Which lines hold the word "component"? Copy each one.

The input ▸
═══

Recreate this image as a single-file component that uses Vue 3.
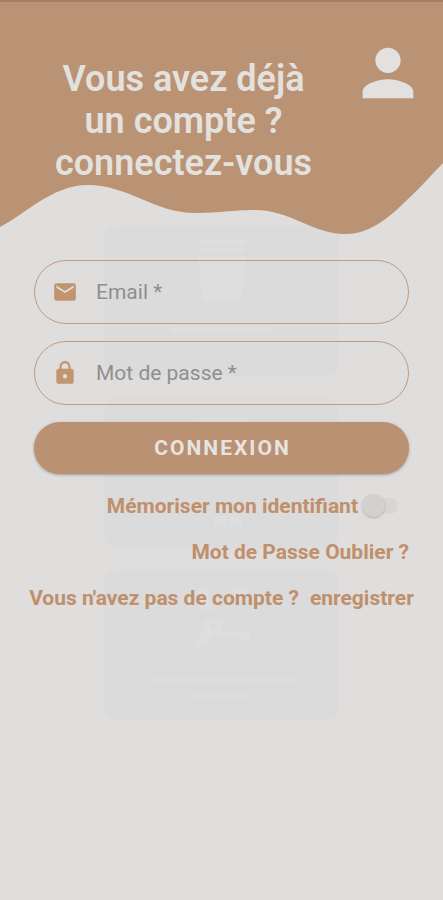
<template>
  <div class="page">
    <!-- Faded menu behind the login sheet -->
    <div class="backdrop" aria-hidden="true">
      <div v-for="card in cards" :key="card.name" class="backdrop-card">
        <svg viewBox="0 0 160 150" class="backdrop-icon">
          <path :d="card.icon" />
        </svg>
      </div>
    </div>

    <header class="header">
      <svg class="wave" viewBox="0 0 443 240" preserveAspectRatio="none">
        <path
          d="M0 0H443V161C431 173 420 186 408 197C386 219 368 232 345 232C313 232 290 208 255 208C231 208 222 211 195 211C155 211 128 183 88 183C52 183 24 213 0 225Z"
        />
      </svg>
      <h1 class="title">
        Vous avez déjà<br />
        un compte ?<br />
        connectez-vous
      </h1>
      <svg class="avatar" viewBox="0 0 24 24">
        <path
          d="M12 12c2.21 0 4-1.79 4-4s-1.79-4-4-4-4 1.79-4 4 1.79 4 4 4zm0 2c-2.67 0-8 1.34-8 4v2h16v-2c0-2.66-5.33-4-8-4z"
        />
      </svg>
    </header>

    <form class="form" @submit.prevent="handleLogin">
      <label class="field">
        <svg class="field-icon" viewBox="0 0 24 24">
          <path
            d="M20 4H4c-1.100 0-1.990.9-1.990 2L2 18c0 1.100.9 2 2 2h16c1.100 0 2-.9 2-2V6c0-1.100-.9-2-2-2zm0 4l-8 5-8-5V6l8 5 8-5v2z"
          />
        </svg>
        <input
          v-model="email"
          type="email"
          placeholder="Email *"
          aria-label="Email"
        />
      </label>

      <label class="field">
        <svg class="field-icon" viewBox="0 0 24 24">
          <path
            d="M18 8h-1V6c0-2.760-2.240-5-5-5S7 3.240 7 6v2H6c-1.100 0-2 .9-2 2v10c0 1.100.9 2 2 2h12c1.100 0 2-.9 2-2V10c0-1.100-.9-2-2-2zm-6 9c-1.100 0-2-.9-2-2s.9-2 2-2 2 .9 2 2-.9 2-2 2zm3.100-9H8.900V6c0-1.710 1.390-3.100 3.100-3.100s3.100 1.390 3.100 3.100v2z"
          />
        </svg>
        <input
          v-model="password"
          type="password"
          placeholder="Mot de passe *"
          aria-label="Mot de passe"
        />
      </label>

      <button type="submit" class="submit">CONNEXION</button>

      <label class="remember">
        Mémoriser mon identifiant
        <input v-model="remember" type="checkbox" class="switch" />
      </label>
      <a href="#" class="forgot">Mot de Passe Oublier ?</a>
    </form>

    <p class="register">
      <span>Vous n'avez pas de compte ?</span>
      <a href="#">enregistrer</a>
    </p>
  </div>
</template>

<script setup>
import { ref } from "vue";

const email = ref("");
const password = ref("");
const remember = ref(false);

const cards = [
  {
    name: "cup",
    icon: "M58 14H102V19H58ZM58 22H102V26H58ZM56 30H104L99 75H61ZM30 101H130V107H30Z",
  },
  { name: "menu", icon: "M56 20H104V26H56ZM72 118H84V128H72ZM88 118H100V128H88Z" },
  {
    name: "delivery",
    icon: "M56 18H66V26L72 40H56ZM92 18H108V26H100V32H92ZM62 50H80V60L108 64V74L92 66H72L64 75H52L62 62ZM68 54V60H74V54ZM8 108H158V112H8ZM50 124H108V128H50Z",
  },
];

const handleLogin = () => {
  console.log("Login", email.value, remember.value);
};
</script>

<style>
body {
  margin: 0;
  background: #dfdedc;
}
</style>

<style scoped>
.page {
  position: relative;
  min-height: 100vh;
  overflow: hidden;
  background: #dfdedc;
  font-family: Roboto, "Liberation Sans", sans-serif;
  color: #c08f6c;
}

/* Backdrop */
.backdrop {
  position: absolute;
  top: 226px;
  left: 0;
  right: 0;
  display: flex;
  flex-direction: column;
  align-items: center;
  gap: 22px;
}

.backdrop-card {
  width: 53%;
  height: 150px;
  border-radius: 14px;
  background: #dbdbdb;
  text-align: center;
}

.backdrop-icon {
  width: 160px;
  height: 150px;
  fill: #dedede;
}

/* Header */
.header {
  position: relative;
  display: flex;
  align-items: flex-start;
  box-sizing: border-box;
  height: 242px;
  padding: 33px 17px 0;
  border-top: 2px solid #a97b64;
}

.wave {
  position: absolute;
  top: 0;
  left: 0;
  width: 100%;
  height: 100%;
  fill: #ba9375;
}

.title {
  position: relative;
  flex: 1;
  margin: 23px 0 0;
  font-size: 36px;
  line-height: 42px;
  font-weight: 600;
  text-align: center;
  color: #e3e1de;
}

.avatar {
  position: relative;
  width: 76px;
  height: 76px;
  fill: #e2e1df;
}

/* Form */
.form {
  position: relative;
  display: flex;
  flex-direction: column;
  padding: 18px 34px 0;
}

.field {
  display: flex;
  align-items: center;
  gap: 18px;
  box-sizing: border-box;
  height: 64px;
  margin-bottom: 17px;
  padding: 0 17px;
  border: 1px solid #c39a7c;
  border-radius: 32px;
}

.field-icon {
  flex: none;
  width: 26px;
  height: 26px;
  fill: #c0956f;
}

.field input {
  flex: 1;
  min-width: 0;
  padding: 0;
  border: none;
  outline: none;
  background: transparent;
  font-family: inherit;
  font-size: 21px;
  color: #555;
}

.field input::placeholder {
  color: #8f8f8e;
  opacity: 1;
}

.submit {
  height: 52px;
  margin-bottom: 9px;
  padding: 0 0 0 2px;
  border: none;
  border-radius: 26px;
  background: #ba9172;
  box-shadow: 0 1px 3px rgba(0, 0, 0, 0.3);
  font-family: inherit;
  font-size: 21px;
  font-weight: 700;
  letter-spacing: 2px;
  color: #e6e4e1;
  cursor: pointer;
}

.remember,
.forgot,
.register {
  font-size: 21px;
  line-height: 46px;
  font-weight: 700;
}

.remember {
  display: flex;
  align-items: center;
  justify-content: flex-end;
  gap: 4px;
  padding-right: 11px;
}

.switch {
  position: relative;
  appearance: none;
  width: 36px;
  height: 16px;
  margin: 0;
  border-radius: 8px;
  background: #d7d6d5;
  cursor: pointer;
}

.switch::before {
  content: "";
  position: absolute;
  top: -4px;
  left: 0;
  width: 23px;
  height: 23px;
  border-radius: 50%;
  background: #d2d1d0;
  box-shadow: 0 1px 2px rgba(0, 0, 0, 0.2);
}

.switch:checked::before {
  left: 13px;
  background: #ba9172;
}

.forgot {
  align-self: flex-end;
}

a {
  color: inherit;
  text-decoration: none;
}

.register {
  position: relative;
  display: flex;
  justify-content: center;
  gap: 11px;
  margin: 0;
  white-space: nowrap;
}
</style>
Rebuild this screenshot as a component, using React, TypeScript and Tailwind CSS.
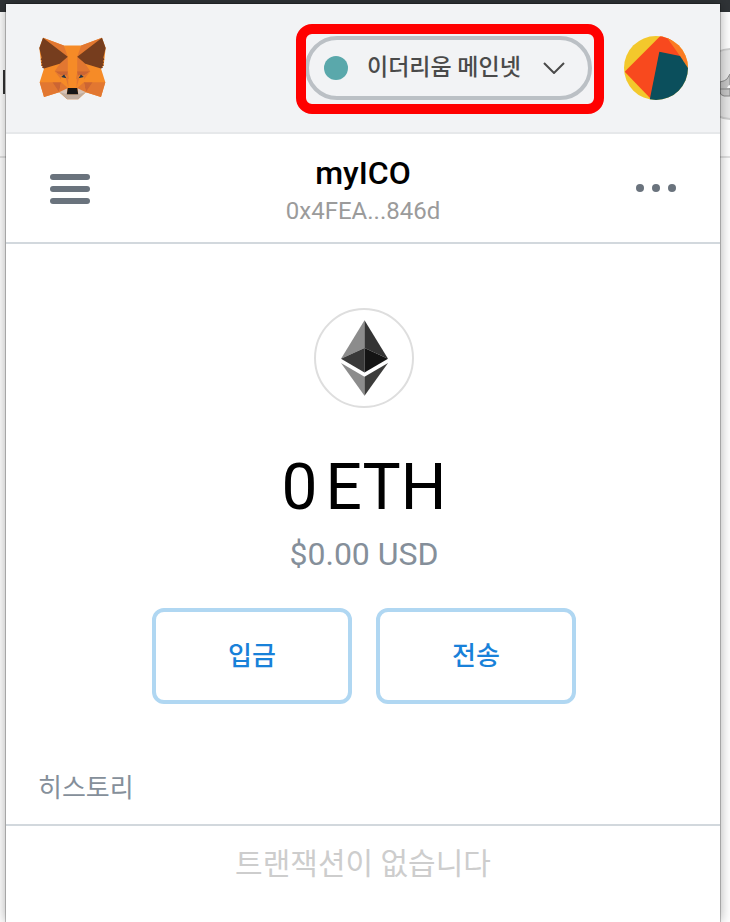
import type { ReactNode } from "react";

// Fox logo
const FoxLogo = () => {
  return (
    <svg viewBox="118 110 200 188" className="h-[63px] w-[67px]" role="img" aria-label="MetaMask">
      <path fill="#F6851B" fillOpacity="0.95" d="M130 112L192 135H245L306 112L317 143L311 195L303 204L316 245L303 289L258 275L235 296H202L178 275L133 289L120 245L133 204L125 195L119 143Z" />
      <FoxHalf />
      <g transform="matrix(-1 0 0 1 436 0)">
        <FoxHalf />
      </g>
      <path fill="#C0AD9E" d="M180 275L202 281H234L257 275L235 296H202Z" />
      <path fill="#161616" d="M204 262H232L235 281H201Z" />
    </svg>
  );
};

const FoxHalf = () => {
  return (
    <>
      <path fill="#E27731" d="M130 112L192 135L204 169Z" />
      <path fill="#E27731" d="M204 169V212H165L180 190Z" />
      <path fill="#763D1E" d="M130 112L204 169L180 190L133 204L127 202L130 197L124 195L128 190L124 186L127 181L123 177L126 172L119 143Z" />
      <path fill="#CC6533" d="M165 212H204L206 236L199 224L183 225Z" />
      <path fill="#E27731" d="M165 212L183 225L184 237Z" />
      <path fill="#E27731" d="M204 212L206 262L199 236Z" />
      <path fill="#E27731" d="M120 245H158L178 275L133 289Z" />
      <path fill="#CC6533" d="M158 245H184L178 275Z" />
      <path fill="#E27731" d="M184 245L204 262L201 268L178 275Z" />
      <path fill="#D7C1B3" d="M178 275L203 263L201 281L202 288Z" />
      <path fill="#233447" d="M184 229L193 222L200 233Z" />
    </>
  );
};

// Account avatar
const Identicon = () => {
  return (
    <svg viewBox="0 0 192 192" className="size-16" aria-hidden="true">
      <clipPath id="avatar">
        <circle cx="96" cy="96" r="96" />
      </clipPath>
      <g clipPath="url(#avatar)">
        <path fill="#F3C82C" d="M0 0H192V192H0Z" />
        <path fill="#F8491E" d="M2 107L112 -3H130L180 60L160 140L78 186Z" />
        <path fill="#FB7B23" d="M124 -2H192V96L168 60Z" />
        <path fill="#0B4F5C" d="M106 47L168 60L192 96V192H77Z" />
      </g>
    </svg>
  );
};

const EthLogo = () => {
  return (
    <div className="flex size-[100px] items-center justify-center rounded-full border-2 border-[#dedede] bg-white">
      <svg viewBox="0 0 142 228" className="h-[76px] w-[47px]" role="img" aria-label="Ethereum">
        <path fill="#8C8C8C" d="M71 0V84L0 116Z" />
        <path fill="#343434" d="M71 0L142 116L71 84Z" />
        <path fill="#393939" d="M71 84V158L0 116Z" />
        <path fill="#141414" d="M71 84L142 116L71 158Z" />
        <path fill="#8C8C8C" d="M0 129L71 171V228Z" />
        <path fill="#3C3C3B" d="M142 129L71 171V228Z" />
      </svg>
    </div>
  );
};

// Network picker with the red marker around it
const NetworkSelect = () => {
  return (
    <div className="relative flex h-16 w-[287px] items-center rounded-full border-4 border-[#bbc0c5] pl-[15px]">
      <span className="size-6 shrink-0 rounded-full bg-[#5aa8ab]" />
      <select
        aria-label="네트워크"
        className="h-14 w-full appearance-none bg-transparent pl-[19px] text-[23px] font-medium text-[#4a4a4a]"
      >
        <option>이더리움 메인넷</option>
      </select>
      <svg viewBox="0 0 22 12" className="pointer-events-none absolute right-[23px] h-3 w-[22px]" aria-hidden="true">
        <path d="M1 1L11 11L21 1" fill="none" stroke="#4a4a4a" strokeWidth="2" />
      </svg>
      <div className="pointer-events-none absolute -top-4 -right-4 -bottom-[18px] -left-[13px] rounded-2xl border-10 border-[#ff0000]" />
    </div>
  );
};

const Header = () => {
  return (
    <header className="flex h-[130px] items-center border-b-2 border-[#e6e8ea] bg-[#f2f3f5] pr-8 pl-[33px]">
      <FoxLogo />
      <div className="ml-auto flex items-center gap-8">
        <NetworkSelect />
        <button aria-label="계정" className="rounded-full">
          <Identicon />
        </button>
      </div>
    </header>
  );
};

const AccountBar = () => {
  return (
    <div className="flex h-[110px] items-center justify-between border-b-2 border-[#d2d8dd] px-11">
      <button aria-label="메뉴" className="flex w-10 flex-col gap-1.5 pt-0.5">
        <span className="h-1.5 rounded-full bg-[#6a737d]" />
        <span className="h-1.5 rounded-full bg-[#6a737d]" />
        <span className="h-1.5 rounded-full bg-[#6a737d]" />
      </button>
      <div className="pt-1.5 text-center">
        <h1 className="text-[32px] leading-10 font-medium text-black">myICO</h1>
        <p className="text-2xl leading-9 text-[#9b9b9b]">0x4FEA...846d</p>
      </div>
      <button aria-label="계정 옵션" className="flex gap-2">
        <span className="size-2 rounded-full bg-[#6a737d]" />
        <span className="size-2 rounded-full bg-[#6a737d]" />
        <span className="size-2 rounded-full bg-[#6a737d]" />
      </button>
    </div>
  );
};

const ActionButton = ({ children }: { children: ReactNode }) => {
  return (
    <button className="h-24 w-[200px] rounded-xl border-4 border-[#b0d7f2] bg-white text-[26px] font-medium text-[#1881d9]">
      {children}
    </button>
  );
};

const Balance = () => {
  return (
    <section className="flex flex-col items-center pt-16 pl-0.5">
      <EthLogo />
      <p className="mt-10 flex gap-2 text-[64px] leading-20 text-black">
        <span>0</span>
        <span>ETH</span>
      </p>
      <p className="mt-1.5 text-[32px] leading-10 text-[#858f9a]">$0.00 USD</p>
      <div className="mt-[34px] flex gap-6">
        <ActionButton>입금</ActionButton>
        <ActionButton>전송</ActionButton>
      </div>
    </section>
  );
};

const History = () => {
  return (
    <section className="mt-16">
      <h2 className="border-b-2 border-[#d2d8dd] px-8 pb-4 text-[26px] leading-10 text-[#858f9a]">히스토리</h2>
      <p className="pt-4 text-center text-[30px] leading-11 text-[#cdcdcd]">트랜잭션이 없습니다</p>
    </section>
  );
};

// Page visible behind the popup
const Backdrop = () => {
  return (
    <div aria-hidden="true" className="absolute inset-0 -z-10 overflow-hidden bg-white">
      <div className="h-3 bg-[#303437]" />
      <div className="h-[146px] border-b-2 border-[#e2e2e2]" />
      <div className="absolute top-[70px] left-[3px] h-6 w-[2px] bg-[#333333]" />
      <div className="absolute top-12 -right-[38px] size-[72px] rounded-full border-2 border-[#d0d0d0] bg-[#e8e8e8]" />
      <svg viewBox="0 0 10 24" className="absolute top-[74px] right-0 h-6 w-2.5">
        <path d="M0 8Q5 7 7 5L10 0V22H4Q0 21 0 18Z" fill="#c8c8c8" stroke="#8a8a8a" />
        <path d="M0 15H10" stroke="#8a8a8a" />
        <path d="M7 14Q8 11 10 11V14Z" fill="#ffffff" />
      </svg>
    </div>
  );
};

export default function App() {
  return (
    <div className="relative isolate flex min-h-screen flex-col overflow-hidden pt-1 pr-2.5 pl-1.5 font-[Roboto,'Noto_Sans_CJK_KR',sans-serif]">
      <Backdrop />
      <main className="grow bg-white shadow-[0_0_0_1px_rgba(0,0,0,0.22),0_0_12px_rgba(0,0,0,0.35)]">
        <Header />
        <AccountBar />
        <Balance />
        <History />
      </main>
    </div>
  );
}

═══

Reply to the task ▸
Recreate this image as a single-file component that uses Vue 3.
Rebuild this screenshot as a component, using React, TypeScript and Tailwind CSS.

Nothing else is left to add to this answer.